■ Request: Find each line with the string "React" and report it.
--- Dataset excerpt ---
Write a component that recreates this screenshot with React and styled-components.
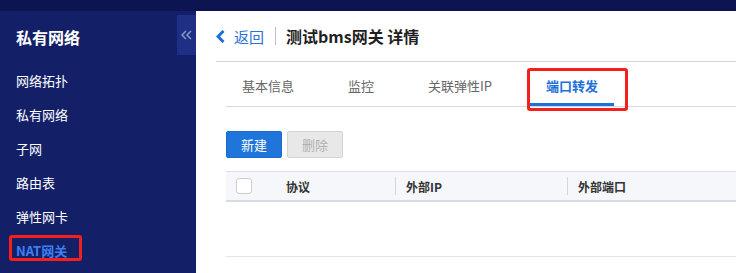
import React from "react";
import styled, { createGlobalStyle } from "styled-components";

const GlobalStyle = createGlobalStyle`
  html, body {
    margin: 0;
    padding: 0;
    background: #ffffff;
    font-family: "Noto Sans CJK SC", "Noto Sans", "Liberation Sans", sans-serif;
  }
  * { box-sizing: border-box; }
`;

const Page = styled.div`
  width: 736px;
  height: 273px;
  display: flex;
  flex-direction: column;
  overflow: hidden;
`;

const TopBar = styled.div`
  height: 11px;
  flex-shrink: 0;
  background: #0c1552;
`;

const Body = styled.div`
  flex: 1;
  display: flex;
  min-height: 0;
`;

const Sidebar = styled.div`
  position: relative;
  width: 196px;
  flex-shrink: 0;
  background: #132068;
  padding-top: 15px;
`;

const SideTitle = styled.div`
  padding-left: 16px;
  height: 22px;
  line-height: 22px;
  font-size: 16px;
  font-weight: 700;
  color: #ffffff;
`;

const SideMenu = styled.ul`
  list-style: none;
  margin: 16px 0 0;
  padding: 0;
`;

const SideItem = styled.li`
  position: relative;
  height: 34px;
  line-height: 34px;
  padding-left: 16px;
  font-size: 13px;
  color: ${(p) => (p.$active ? "#3d7ef0" : "#ffffff")};
  font-weight: ${(p) => (p.$active ? 700 : 400)};
`;

const Marker = styled.span`
  position: absolute;
  left: ${(p) => p.$left}px;
  right: ${(p) => p.$right}px;
  top: ${(p) => p.$top}px;
  bottom: ${(p) => p.$bottom}px;
  border: 3px solid #f4201c;
  border-radius: 3px;
  pointer-events: none;
`;

const Collapse = styled.div`
  position: absolute;
  right: 0;
  top: 4px;
  width: 19px;
  height: 40px;
  background: #1f2f86;
  display: flex;
  align-items: center;
  justify-content: center;
`;

const Main = styled.div`
  flex: 1;
  min-width: 0;
  background: #ffffff;
  padding-left: 20px;
`;

const Header = styled.div`
  height: 51px;
  display: flex;
  align-items: center;
  border-bottom: 1px solid #d4d4d4;
`;

const Back = styled.span`
  display: flex;
  align-items: center;
  gap: 9px;
  color: #2a72d8;
  font-size: 15px;
`;

const Divider = styled.span`
  width: 1px;
  height: 18px;
  background: #bdbdbd;
  margin: 0 10px 0 11px;
`;

const Title = styled.h1`
  margin: 0;
  font-size: 16px;
  font-weight: 700;
  color: #1f1f1f;
`;

const Content = styled.div`
  padding-left: 10px;
`;

const Tabs = styled.div`
  display: flex;
  height: 45px;
  border-bottom: 1px solid #d9d9d9;
`;

const Tab = styled.div`
  position: relative;
  padding: 14px 16px 0;
  margin-right: 22px;
  height: 44px;
  font-size: 13px;
  line-height: 20px;
  color: ${(p) => (p.$active ? "#1e6fd9" : "#666666")};
  font-weight: ${(p) => (p.$active ? 700 : 400)};
  border-bottom: 3px solid ${(p) => (p.$active ? "#1e6fd9" : "transparent")};
`;

const Toolbar = styled.div`
  display: flex;
  gap: 5px;
  margin-top: 24px;
`;

const Button = styled.button`
  width: 56px;
  height: 27px;
  padding: 0;
  font-family: inherit;
  font-size: 13px;
  border-radius: 2px;
  border: 1px solid ${(p) => (p.$primary ? "#1a6ad2" : "#d3d3d3")};
  background: ${(p) => (p.$primary ? "#1f75da" : "#e8e8e8")};
  color: ${(p) => (p.$primary ? "#ffffff" : "#b0b0b0")};
`;

const Table = styled.div`
  margin-top: 13px;
`;

const HeadRow = styled.div`
  display: flex;
  height: 31px;
  background: #f5f7fa;
  border-top: 1px solid #dcdfe8;
  border-bottom: 2px solid #d8dbe4;
`;

const HeadCell = styled.div`
  position: relative;
  display: flex;
  align-items: center;
  width: ${(p) => (p.$w ? `${p.$w}px` : "auto")};
  flex: ${(p) => (p.$w ? "none" : 1)};
  padding-left: ${(p) => p.$pad}px;
  font-size: 12px;
  font-weight: 700;
  color: #333333;
  ${(p) =>
    p.$sep &&
    `&::before {
      content: "";
      position: absolute;
      left: 0;
      top: 5px;
      bottom: 5px;
      width: 1px;
      background: #d3d6dd;
    }`}
`;

const Check = styled.span`
  width: 16px;
  height: 16px;
  border: 1px solid #cccccc;
  border-radius: 3px;
  background: #ffffff;
`;

const EmptyRow = styled.div`
  height: 55px;
  border-bottom: 1px solid #e3e6ee;
`;

const menu = ["网络拓扑", "私有网络", "子网", "路由表", "弹性网卡", "NAT网关"];
const tabs = ["基本信息", "监控", "关联弹性IP", "端口转发"];

export default function App() {
  return (
    <Page>
      <GlobalStyle />
      <TopBar />
      <Body>
        <Sidebar>
          <SideTitle>私有网络</SideTitle>
          <SideMenu>
            {menu.map((m, i) => (
              <SideItem key={m} $active={i === menu.length - 1}>
                {m}
                {i === menu.length - 1 && (
                  <Marker $left={9} $right={114} $top={1} $bottom={7} />
                )}
              </SideItem>
            ))}
          </SideMenu>
          <Collapse>
            <svg width="11" height="10" viewBox="0 0 11 10">
              <polyline points="5,1 1,5 5,9" fill="none" stroke="#8b95c6" strokeWidth="1.5" />
              <polyline points="10,1 6,5 10,9" fill="none" stroke="#8b95c6" strokeWidth="1.5" />
            </svg>
          </Collapse>
        </Sidebar>
        <Main>
          <Header>
            <Back>
              <svg width="9" height="13" viewBox="0 0 9 13">
                <polyline points="7.5,1 2,6.5 7.5,12" fill="none" stroke="#1a6fd0" strokeWidth="3" />
              </svg>
              返回
            </Back>
            <Divider />
            <Title>测试bms网关 详情</Title>
          </Header>
          <Content>
            <Tabs>
              {tabs.map((t, i) => (
                <Tab key={t} $active={i === tabs.length - 1}>
                  {t}
                  {i === tabs.length - 1 && (
                    <Marker $left={-3} $right={-14} $top={6} $bottom={-8} />
                  )}
                </Tab>
              ))}
            </Tabs>
            <Toolbar>
              <Button $primary>新建</Button>
              <Button>删除</Button>
            </Toolbar>
            <Table>
              <HeadRow>
                <HeadCell $w={50} $pad={10}>
                  <Check />
                </HeadCell>
                <HeadCell $w={119} $pad={10}>协议</HeadCell>
                <HeadCell $w={172} $pad={11} $sep>外部IP</HeadCell>
                <HeadCell $pad={11} $sep>外部端口</HeadCell>
              </HeadRow>
              <EmptyRow />
            </Table>
          </Content>
        </Main>
      </Body>
    </Page>
  );
}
---
■ Response to this task:
Write a component that recreates this screenshot with React and styled-components.
import React from "react";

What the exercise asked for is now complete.